M1 = [[1,5,0,8],[0,5,0,8]],
M2 = [[0,0,7,0],[5,0,7,0]],
X in inf.. -1 ? ;
M1 = [[0,5,0,8],[0,5,0,8]],
M2 = [[5,0,7,0],[5,0,7,0]],
X in 0..sup ? ;
no
#tas has presented a good solution and explanation (+1).
Building on this code, I would like to improve the space efficiency of the program. Consider again the example query with the CLP(FD) based solution:
?- masker([[1,5,3,8],[1,5,3,8]],[[5,4,7,4],[5,4,7,4]],[[4,-1,4,-4],[4,-1,4,-4]],M1,M2).

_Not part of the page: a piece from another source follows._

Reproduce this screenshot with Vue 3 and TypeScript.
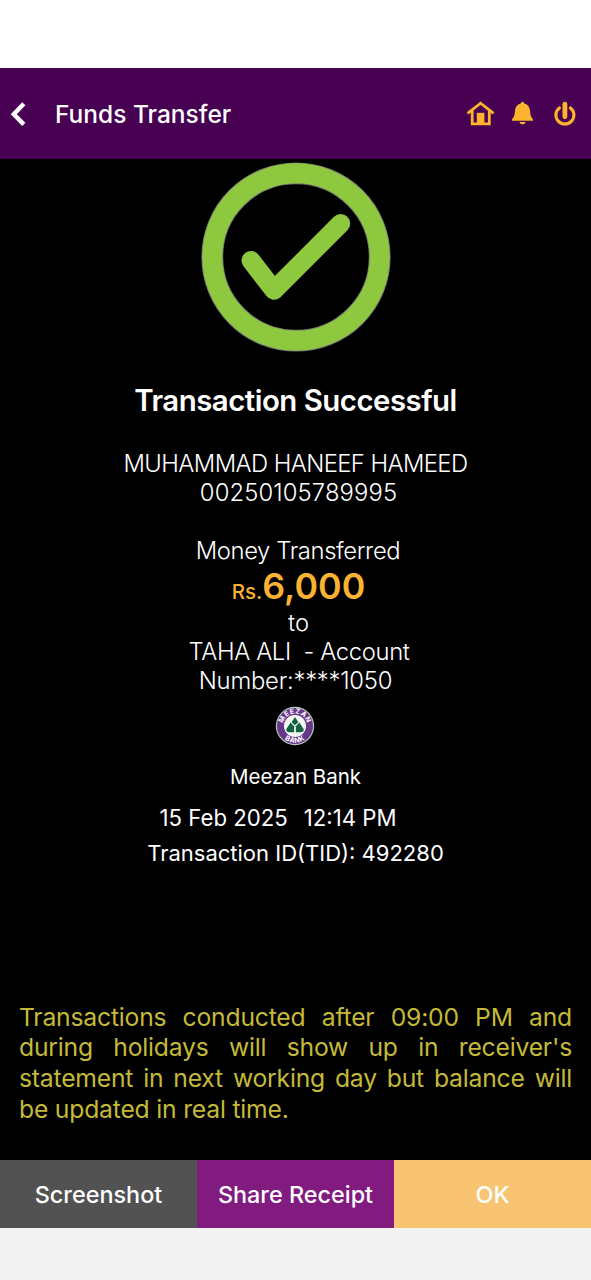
<script setup lang="ts">
interface Action {
  label: string
  kind: string
}

const actions: Action[] = [
  { label: 'Screenshot', kind: 'shot' },
  { label: 'Share Receipt', kind: 'share' },
  { label: 'OK', kind: 'ok' },
]

const notice: string[] = [
  'Transactions conducted after 09:00 PM and',
  "during holidays will show up in receiver's",
  'statement in next working day but balance will',
  'be updated in real time.',
]
</script>

<template>
  <main class="screen">
    <header class="bar">
      <svg class="back" width="16" height="26" viewBox="0 0 16 26">
        <path d="M13.8 2.8 3.8 13.2l10 10.2" fill="none" stroke="#fff" stroke-width="4.4" />
      </svg>
      <h1 class="title">Funds Transfer</h1>
      <svg class="icons" width="112" height="28" viewBox="466 100 112 28">
        <g fill="none" stroke="#fdb32d" stroke-width="2.8">
          <path d="M467.6 113.4 480.6 103.2l13 10.2" />
          <path d="M472.2 110.5v13.4h17.1V110.5" />
        </g>
        <path d="M476.8 112.8h7.6V124h-7.6z" fill="#fdb32d" />
        <path d="M522.5 102c1.2 0 1.7.7 1.8 1.500 3.700.9 5.600 3.800 5.800 7.500.2 4.500 1.100 6.500 2.900 8.200v1.500h-21v-1.500c1.800-1.700 2.700-3.700 2.900-8.200.2-3.700 2.100-6.600 5.800-7.500.1-.8.6-1.500 1.800-1.500zM519.4 122h6.200c-.5 1.600-1.600 2.300-3.100 2.300s-2.600-.7-3.100-2.300z" fill="#fdb32d" />
        <g fill="none" stroke="#fdb32d" stroke-linecap="round">
          <path d="M559.4 107.900a9 9 0 1 0 11 0" stroke-width="3.2" />
          <path d="M564.9 104.200v12.600" stroke-width="4.8" />
        </g>
      </svg>
    </header>

    <section class="body">
      <svg class="success" width="190" height="190" viewBox="0 0 190 190">
        <circle cx="95" cy="95" r="83.7" fill="none" stroke="#777b74" stroke-width="21.8" />
        <circle cx="95" cy="95" r="83.7" fill="none" stroke="#8dc83f" stroke-width="19.9" />
        <path d="M50 98.5 73 128.3 139.7 61.5" fill="none" stroke="#8dc83f" stroke-width="19" stroke-linecap="round" stroke-linejoin="round" />
      </svg>

      <h2 class="headline">Transaction Successful</h2>

      <div class="lines sender">
        <span class="name">MUHAMMAD HANEEF HAMEED</span>
        <span class="acct">00250105789995</span>
      </div>

      <div class="lines">
        <span class="money">Money Transferred</span>
        <span class="amount"><small>Rs.</small><b>6,000</b></span>
        <span class="to">to</span>
        <span class="payee">TAHA ALI&nbsp; - Account</span>
        <span class="number">Number:****1050</span>
      </div>

      <svg class="logo" width="40" height="40" viewBox="0 0 40 40">
        <defs>
          <path id="arc-top" d="M7.8 21.5a12.3 12.3 0 1 1 24.4 0" />
          <path id="arc-bottom" d="M3.2 20a16.8 16.8 0 0 0 33.6 0" />
        </defs>
        <circle cx="20" cy="20" r="19.2" fill="#b9cbbb" />
        <circle cx="20" cy="20" r="18" fill="#67378c" />
        <circle cx="20" cy="20" r="11" fill="#f3f7f4" />
        <text class="seal"><textPath href="#arc-top" startOffset="50%" text-anchor="middle">MEEZAN</textPath></text>
        <text class="seal"><textPath href="#arc-bottom" startOffset="50%" text-anchor="middle">BANK</textPath></text>
        <g fill="#14613f">
          <path d="M20 11l3.400 5.200-3.400 3-3.400-3z" />
          <path d="M15.600 16.600l3.500 3.700v5.900h-5c-2.500 0-3.500-1.700-2.400-3.600z" />
          <path d="M24.400 16.600l-3.500 3.700v5.900h5c2.500 0 3.500-1.700 2.400-3.600z" />
        </g>
      </svg>

      <p class="bank">Meezan Bank</p>
      <p class="when"><span class="date">15 Feb 2025</span><span class="time">12:14 PM</span></p>
      <p class="tid">Transaction ID(TID): 492280</p>

      <p class="notice">
        <span v-for="(line, i) in notice" :key="i" :class="['row', 'row' + i]">{{ line }}</span>
      </p>
    </section>

    <nav class="actions">
      <button v-for="a in actions" :key="a.kind" :class="['action', a.kind]"><span>{{ a.label }}</span></button>
    </nav>
  </main>
</template>

<style>
body {
  margin: 0;
  background: #f3f3f3;
}
</style>

<style scoped>
.screen {
  width: 591px;
  height: 1280px;
  box-sizing: border-box;
  padding-top: 68px;
  background: linear-gradient(#fff 0 100px, #f3f3f3 100px);
  display: flex;
  flex-direction: column;
  overflow: hidden;
  font-family: Inter, "Liberation Sans", sans-serif;
  color: #fff;
}
h1, h2, p { margin: 0; }
.bar {
  height: 91px;
  flex: none;
  background: #470052;
  display: flex;
  align-items: center;
  padding: 0 13px 0 10px;
}
.title {
  margin-left: 29px;
  font-size: 24.5px;
  letter-spacing: 0;
  font-weight: 500;
  white-space: nowrap;
}
.icons { margin-left: auto; }
.body {
  height: 1001px;
  flex: none;
  background: #000;
  display: flex;
  flex-direction: column;
  align-items: center;
}
.success { margin-top: 3px; flex: none; }
.headline {
  margin-top: 29px;
  font-size: 29.4px;
  letter-spacing: -0.5px;
  line-height: 40px;
  font-weight: 600;
  white-space: nowrap;
}
.lines {
  display: flex;
  flex-direction: column;
  align-items: center;
  font-size: 23.8px;
  font-weight: 300;
  line-height: 29px;
  white-space: pre;
}
.sender { margin: 28px 0 29px; }
.name { letter-spacing: -0.57px; }
.acct { letter-spacing: 0.12px; margin-left: 6px; }
.money { letter-spacing: -0.38px; margin-left: 5px; }
.amount {
  height: 43px;
  line-height: 43px;
  margin-left: 6px;
  color: #f9b233;
}
.amount small { font-size: 20.5px; font-weight: 500; }
.amount b { font-size: 35.8px; font-weight: 600; }
.to { margin-left: 6px; }
.payee { letter-spacing: -0.35px; margin-left: 7px; }
.number { letter-spacing: -0.22px; }
.logo { margin: 11px 1px 0 0; flex: none; }
.seal { font-size: 7px; font-weight: 700; fill: #fff; letter-spacing: 0.5px; }
.bank, .when, .tid { white-space: nowrap; line-height: 30px; }
.bank { font-size: 20.5px; margin-top: 16px; }
.when {
  font-size: 22.2px;
  margin-top: 11px;
  display: flex;
  gap: 16px;
  margin-right: 35px;
}
.tid { font-size: 22px; margin-top: 5px; }
.notice {
  width: 553px;
  margin-top: 133.5px;
  font-size: 24.7px;
  letter-spacing: -0.2px;
  line-height: 30.7px;
  color: #c5ba37;
}
.row { display: block; text-align-last: justify; white-space: nowrap; }
.row3 { text-align-last: left; }
.actions {
  height: 68px;
  flex: none;
  display: grid;
  grid-template-columns: repeat(3, 1fr);
}
.action {
  border: 0;
  padding: 0;
  color: #fff;
  font: 500 23.4px Inter, "Liberation Sans", sans-serif;
  white-space: nowrap;
}
.shot { background: #525252; }
.share { background: #811b80; }
.ok { background: #f8c471; }
</style>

M1 = [[0, 5, 0, 8], [0, 5, 0, 8]],
M2 = [[5, 0, 7, 0], [5, 0, 7, 0]] ;
false.
We see from the ; false that choice points were accumulated during the execution of this program, because it was not apparent to the Prolog engine that the clauses were in fact mutually exclusive.
Obviously, such programs use more memory than necessary to keep track of remaining choices.
Resist the temptation to impurely cut away branches of the computation, because that will only lead to even more problems.
Instead, consider using if_/3.
All it takes to apply if_/3 in this case is a very easy reification of the CLP(FD) constraint (#<)/2, which is easy to do with zcompare/3:
#<(X, Y, T) :-
zcompare(C, X, Y),
less_true(C, T).
less_true(<, true).
less_true(>, false).
less_true(=, false).
With this definition, the whole program becomes:
:- use_module(library(clpfd)).
masker([], [], [], [], []).
masker([X|Xs], [Y|Ys], [M|Ms], [R1|R1s], [R2|R2s]) :-
lists_mask_mlists(X, Y, M, R1, R2),
masker(Xs, Ys, Ms, R1s, R2s).
lists_mask_mlists([], [], [], [], []).
lists_mask_mlists([X|Xs], [Y|Ys], [M|Ms], R1s0, R2s0) :-
if_(M #< 0,
(R1s0 = [X|R1s], R2s0 = [0|R2s]),
(R1s0 = [0|R1s], R2s0 = [Y|R2s])),
lists_mask_mlists(Xs, Ys, Ms, R1s, R2s).
And now the point:
?- masker([[1,5,3,8],[1,5,3,8]],[[5,4,7,4],[5,4,7,4]],[[4,-1,4,-4],[4,-1,4,-4]],M1,M2).
M1 = [[0, 5, 0, 8], [0, 5, 0, 8]],
M2 = [[5, 0, 7, 0], [5, 0, 7, 0]].
This example query is now deterministic!
And the program is still general enough to also handle the second example query!